Non perdere tempo a provare la maschera. Guarda lo specchio e rompilo!
Tra le molte derive di un certo modo di fare punk, quella seriosa con contenuti lirici tutt’altro che leggeri andava solitamente a contrapporsi ai prodotti più scanzonati. Una sottile ma netta linea di demarcazione che separava le cose che colpivano lo stomaco da quelle che, semplicemente, facevano ballare. Anche se va detto che non è sempre stato così, soprattutto agli albori del genere, dove Pistols, Penetration o X-Ray Spex riuscivano a veicolare messaggi appoggiandosi su musica tutto sommato orecchiabile.
È comunque un approccio vintage quello dei Mannequin Pussy – americani con base a Filadelfia attivi dal 2010 – che, facendo perno su un pezzo punkettone tirato e saltellante, descrivono in maniera amara e cinica la trasformazione dell’uomo moderno, ormai sempre più risucchiato nel proprio alter ego utopico da dover esporre a tutti i costi sui social media. Una maschera che – come un novello Dorian Grey digitale – più diventa sfavillante e glamour, più nasconde un disagio e una disperazione di fondo, dove ai migliaia di like virtuali si contrappone una solitudine alienante e spersonalizzante nella vita reale.

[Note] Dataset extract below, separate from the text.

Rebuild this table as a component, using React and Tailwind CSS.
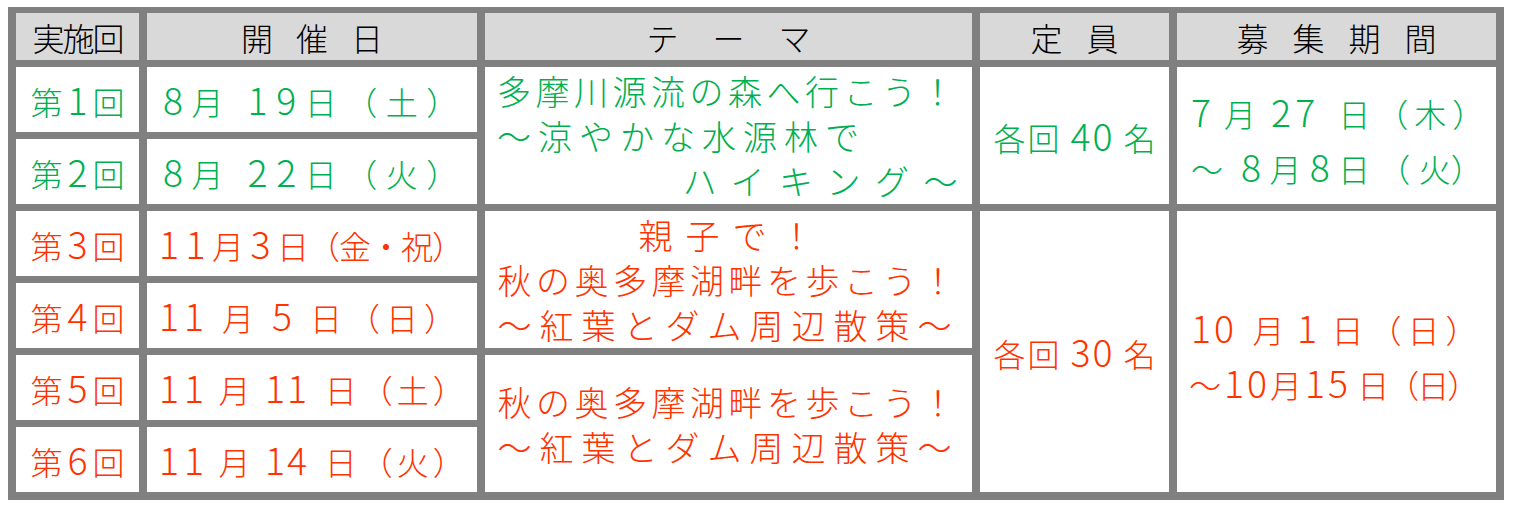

Di certo non un testo frizzante e pieno di brio, ma il modo diretto ed esplicito con cui la band della Pennsylvania lo apparecchia sul tavolo della coscienza personale è estremamente efficace proprio perché tradisce: prima il piedino batte gioiosamente, ma una volta capito il senso i movimenti finiscono per diventare inesorabilmente più nervosi e pregni di rabbia.
Il punk, dicevamo, doveva far pensare prendendosi gioco dei sensi. 45 anni dopo, se fatto come si deve, non ha perso questa sua funzione.